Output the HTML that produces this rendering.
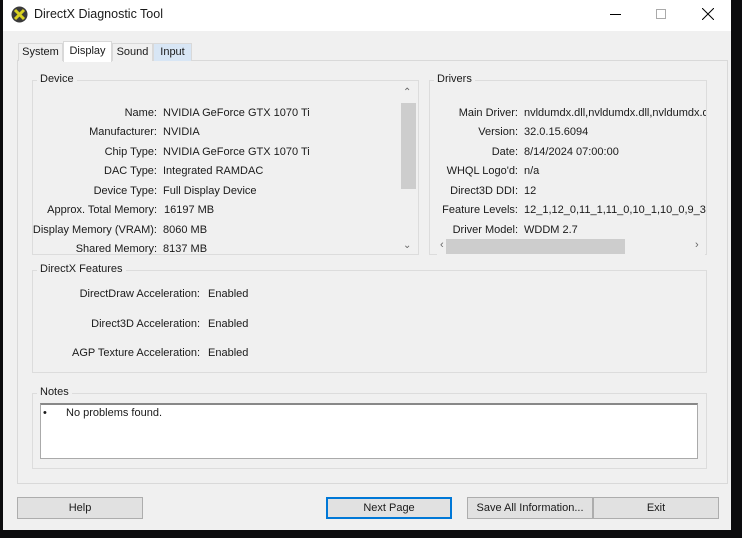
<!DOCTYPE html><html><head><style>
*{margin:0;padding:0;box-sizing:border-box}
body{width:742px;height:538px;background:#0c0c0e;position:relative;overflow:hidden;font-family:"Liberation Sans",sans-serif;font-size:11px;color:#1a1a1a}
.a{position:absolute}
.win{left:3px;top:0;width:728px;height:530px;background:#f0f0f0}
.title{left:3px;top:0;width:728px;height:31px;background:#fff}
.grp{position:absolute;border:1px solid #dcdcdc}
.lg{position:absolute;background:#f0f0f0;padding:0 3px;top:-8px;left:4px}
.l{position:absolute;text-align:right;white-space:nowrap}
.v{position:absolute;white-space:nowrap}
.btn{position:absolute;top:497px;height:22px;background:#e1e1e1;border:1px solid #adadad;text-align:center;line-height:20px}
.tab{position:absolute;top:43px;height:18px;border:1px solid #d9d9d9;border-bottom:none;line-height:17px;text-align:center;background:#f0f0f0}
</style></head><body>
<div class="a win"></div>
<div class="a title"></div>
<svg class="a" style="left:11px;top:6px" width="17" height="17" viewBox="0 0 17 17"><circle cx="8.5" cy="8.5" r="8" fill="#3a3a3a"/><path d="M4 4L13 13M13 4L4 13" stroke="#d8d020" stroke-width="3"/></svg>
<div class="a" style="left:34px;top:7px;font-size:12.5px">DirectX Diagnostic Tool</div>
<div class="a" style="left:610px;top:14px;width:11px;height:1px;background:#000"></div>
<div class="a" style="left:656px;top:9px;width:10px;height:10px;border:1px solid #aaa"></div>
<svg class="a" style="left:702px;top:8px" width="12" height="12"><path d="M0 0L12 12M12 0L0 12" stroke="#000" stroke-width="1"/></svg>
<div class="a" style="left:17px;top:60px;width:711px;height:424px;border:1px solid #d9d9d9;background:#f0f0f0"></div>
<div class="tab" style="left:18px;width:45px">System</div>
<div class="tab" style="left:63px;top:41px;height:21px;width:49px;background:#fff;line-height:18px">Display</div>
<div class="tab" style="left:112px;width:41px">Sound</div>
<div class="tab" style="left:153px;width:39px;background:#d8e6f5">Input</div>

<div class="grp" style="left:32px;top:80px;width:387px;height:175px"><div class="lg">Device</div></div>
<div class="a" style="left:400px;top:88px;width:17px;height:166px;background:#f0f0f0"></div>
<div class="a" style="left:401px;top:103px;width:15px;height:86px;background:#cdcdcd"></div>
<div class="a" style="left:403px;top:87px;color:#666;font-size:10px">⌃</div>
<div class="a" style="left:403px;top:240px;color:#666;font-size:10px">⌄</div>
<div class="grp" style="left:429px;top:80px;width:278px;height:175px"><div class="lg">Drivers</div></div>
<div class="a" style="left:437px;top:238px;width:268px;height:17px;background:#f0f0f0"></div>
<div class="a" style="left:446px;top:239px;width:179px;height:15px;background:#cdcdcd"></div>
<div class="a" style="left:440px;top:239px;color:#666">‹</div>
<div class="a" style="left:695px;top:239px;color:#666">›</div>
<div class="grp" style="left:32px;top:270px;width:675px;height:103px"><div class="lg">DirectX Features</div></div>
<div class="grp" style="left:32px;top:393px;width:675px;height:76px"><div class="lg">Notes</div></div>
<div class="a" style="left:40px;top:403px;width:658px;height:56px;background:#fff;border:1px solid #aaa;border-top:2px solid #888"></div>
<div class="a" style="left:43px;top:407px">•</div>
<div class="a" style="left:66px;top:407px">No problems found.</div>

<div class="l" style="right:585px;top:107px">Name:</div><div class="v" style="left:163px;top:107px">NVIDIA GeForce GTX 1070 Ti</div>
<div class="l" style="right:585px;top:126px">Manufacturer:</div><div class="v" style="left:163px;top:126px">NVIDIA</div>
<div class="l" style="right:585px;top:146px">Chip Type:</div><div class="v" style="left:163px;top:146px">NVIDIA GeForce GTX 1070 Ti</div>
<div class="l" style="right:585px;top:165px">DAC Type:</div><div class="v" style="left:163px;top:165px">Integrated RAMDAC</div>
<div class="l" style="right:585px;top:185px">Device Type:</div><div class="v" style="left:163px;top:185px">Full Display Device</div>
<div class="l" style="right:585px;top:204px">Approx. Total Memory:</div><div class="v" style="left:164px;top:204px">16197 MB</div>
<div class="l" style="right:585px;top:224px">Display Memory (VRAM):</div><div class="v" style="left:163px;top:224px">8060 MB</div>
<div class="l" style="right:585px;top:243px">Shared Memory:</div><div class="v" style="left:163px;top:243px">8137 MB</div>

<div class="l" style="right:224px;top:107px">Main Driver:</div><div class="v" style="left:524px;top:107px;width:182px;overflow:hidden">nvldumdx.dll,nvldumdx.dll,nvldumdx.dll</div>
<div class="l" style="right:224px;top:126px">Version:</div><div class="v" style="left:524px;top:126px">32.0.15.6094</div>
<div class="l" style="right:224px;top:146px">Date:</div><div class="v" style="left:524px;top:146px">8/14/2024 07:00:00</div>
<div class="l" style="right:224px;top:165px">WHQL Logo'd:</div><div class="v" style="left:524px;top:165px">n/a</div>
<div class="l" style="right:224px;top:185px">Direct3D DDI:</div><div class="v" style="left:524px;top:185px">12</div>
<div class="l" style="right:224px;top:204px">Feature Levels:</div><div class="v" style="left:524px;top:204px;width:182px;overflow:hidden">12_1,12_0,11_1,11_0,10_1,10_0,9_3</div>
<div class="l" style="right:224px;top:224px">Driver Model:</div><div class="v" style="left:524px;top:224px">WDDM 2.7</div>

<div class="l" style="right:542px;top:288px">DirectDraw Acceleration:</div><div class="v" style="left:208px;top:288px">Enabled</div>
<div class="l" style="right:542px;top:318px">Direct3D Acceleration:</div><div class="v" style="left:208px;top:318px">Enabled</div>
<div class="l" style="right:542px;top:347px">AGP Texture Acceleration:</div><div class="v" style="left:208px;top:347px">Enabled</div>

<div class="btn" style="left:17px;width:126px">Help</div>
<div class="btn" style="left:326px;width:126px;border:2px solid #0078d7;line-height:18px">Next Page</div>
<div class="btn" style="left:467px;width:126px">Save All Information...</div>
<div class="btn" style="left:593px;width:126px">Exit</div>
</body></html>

▶ [The task] Print each line of the material above exactly, with the pictures removed from your copy.

▶ [Exercise response]
Output the HTML that produces this rendering.
<!DOCTYPE html><html><head><style>
*{margin:0;padding:0;box-sizing:border-box}
body{width:742px;height:538px;background:#0c0c0e;position:relative;overflow:hidden;font-family:"Liberation Sans",sans-serif;font-size:11px;color:#1a1a1a}
.a{position:absolute}
.win{left:3px;top:0;width:728px;height:530px;background:#f0f0f0}
.title{left:3px;top:0;width:728px;height:31px;background:#fff}
.grp{position:absolute;border:1px solid #dcdcdc}
.lg{position:absolute;background:#f0f0f0;padding:0 3px;top:-8px;left:4px}
.l{position:absolute;text-align:right;white-space:nowrap}
.v{position:absolute;white-space:nowrap}
.btn{position:absolute;top:497px;height:22px;background:#e1e1e1;border:1px solid #adadad;text-align:center;line-height:20px}
.tab{position:absolute;top:43px;height:18px;border:1px solid #d9d9d9;border-bottom:none;line-height:17px;text-align:center;background:#f0f0f0}
</style></head><body>
<div class="a win"></div>
<div class="a title"></div>
<svg class="a" style="left:11px;top:6px" width="17" height="17" viewBox="0 0 17 17"><circle cx="8.5" cy="8.5" r="8" fill="#3a3a3a"/><path d="M4 4L13 13M13 4L4 13" stroke="#d8d020" stroke-width="3"/></svg>
<div class="a" style="left:34px;top:7px;font-size:12.5px">DirectX Diagnostic Tool</div>
<div class="a" style="left:610px;top:14px;width:11px;height:1px;background:#000"></div>
<div class="a" style="left:656px;top:9px;width:10px;height:10px;border:1px solid #aaa"></div>
<svg class="a" style="left:702px;top:8px" width="12" height="12"><path d="M0 0L12 12M12 0L0 12" stroke="#000" stroke-width="1"/></svg>
<div class="a" style="left:17px;top:60px;width:711px;height:424px;border:1px solid #d9d9d9;background:#f0f0f0"></div>
<div class="tab" style="left:18px;width:45px">System</div>
<div class="tab" style="left:63px;top:41px;height:21px;width:49px;background:#fff;line-height:18px">Display</div>
<div class="tab" style="left:112px;width:41px">Sound</div>
<div class="tab" style="left:153px;width:39px;background:#d8e6f5">Input</div>

<div class="grp" style="left:32px;top:80px;width:387px;height:175px"><div class="lg">Device</div></div>
<div class="a" style="left:400px;top:88px;width:17px;height:166px;background:#f0f0f0"></div>
<div class="a" style="left:401px;top:103px;width:15px;height:86px;background:#cdcdcd"></div>
<div class="a" style="left:403px;top:87px;color:#666;font-size:10px">⌃</div>
<div class="a" style="left:403px;top:240px;color:#666;font-size:10px">⌄</div>
<div class="grp" style="left:429px;top:80px;width:278px;height:175px"><div class="lg">Drivers</div></div>
<div class="a" style="left:437px;top:238px;width:268px;height:17px;background:#f0f0f0"></div>
<div class="a" style="left:446px;top:239px;width:179px;height:15px;background:#cdcdcd"></div>
<div class="a" style="left:440px;top:239px;color:#666">‹</div>
<div class="a" style="left:695px;top:239px;color:#666">›</div>
<div class="grp" style="left:32px;top:270px;width:675px;height:103px"><div class="lg">DirectX Features</div></div>
<div class="grp" style="left:32px;top:393px;width:675px;height:76px"><div class="lg">Notes</div></div>
<div class="a" style="left:40px;top:403px;width:658px;height:56px;background:#fff;border:1px solid #aaa;border-top:2px solid #888"></div>
<div class="a" style="left:43px;top:407px">•</div>
<div class="a" style="left:66px;top:407px">No problems found.</div>

<div class="l" style="right:585px;top:107px">Name:</div><div class="v" style="left:163px;top:107px">NVIDIA GeForce GTX 1070 Ti</div>
<div class="l" style="right:585px;top:126px">Manufacturer:</div><div class="v" style="left:163px;top:126px">NVIDIA</div>
<div class="l" style="right:585px;top:146px">Chip Type:</div><div class="v" style="left:163px;top:146px">NVIDIA GeForce GTX 1070 Ti</div>
<div class="l" style="right:585px;top:165px">DAC Type:</div><div class="v" style="left:163px;top:165px">Integrated RAMDAC</div>
<div class="l" style="right:585px;top:185px">Device Type:</div><div class="v" style="left:163px;top:185px">Full Display Device</div>
<div class="l" style="right:585px;top:204px">Approx. Total Memory:</div><div class="v" style="left:164px;top:204px">16197 MB</div>
<div class="l" style="right:585px;top:224px">Display Memory (VRAM):</div><div class="v" style="left:163px;top:224px">8060 MB</div>
<div class="l" style="right:585px;top:243px">Shared Memory:</div><div class="v" style="left:163px;top:243px">8137 MB</div>

<div class="l" style="right:224px;top:107px">Main Driver:</div><div class="v" style="left:524px;top:107px;width:182px;overflow:hidden">nvldumdx.dll,nvldumdx.dll,nvldumdx.dll</div>
<div class="l" style="right:224px;top:126px">Version:</div><div class="v" style="left:524px;top:126px">32.0.15.6094</div>
<div class="l" style="right:224px;top:146px">Date:</div><div class="v" style="left:524px;top:146px">8/14/2024 07:00:00</div>
<div class="l" style="right:224px;top:165px">WHQL Logo'd:</div><div class="v" style="left:524px;top:165px">n/a</div>
<div class="l" style="right:224px;top:185px">Direct3D DDI:</div><div class="v" style="left:524px;top:185px">12</div>
<div class="l" style="right:224px;top:204px">Feature Levels:</div><div class="v" style="left:524px;top:204px;width:182px;overflow:hidden">12_1,12_0,11_1,11_0,10_1,10_0,9_3</div>
<div class="l" style="right:224px;top:224px">Driver Model:</div><div class="v" style="left:524px;top:224px">WDDM 2.7</div>

<div class="l" style="right:542px;top:288px">DirectDraw Acceleration:</div><div class="v" style="left:208px;top:288px">Enabled</div>
<div class="l" style="right:542px;top:318px">Direct3D Acceleration:</div><div class="v" style="left:208px;top:318px">Enabled</div>
<div class="l" style="right:542px;top:347px">AGP Texture Acceleration:</div><div class="v" style="left:208px;top:347px">Enabled</div>

<div class="btn" style="left:17px;width:126px">Help</div>
<div class="btn" style="left:326px;width:126px;border:2px solid #0078d7;line-height:18px">Next Page</div>
<div class="btn" style="left:467px;width:126px">Save All Information...</div>
<div class="btn" style="left:593px;width:126px">Exit</div>
</body></html>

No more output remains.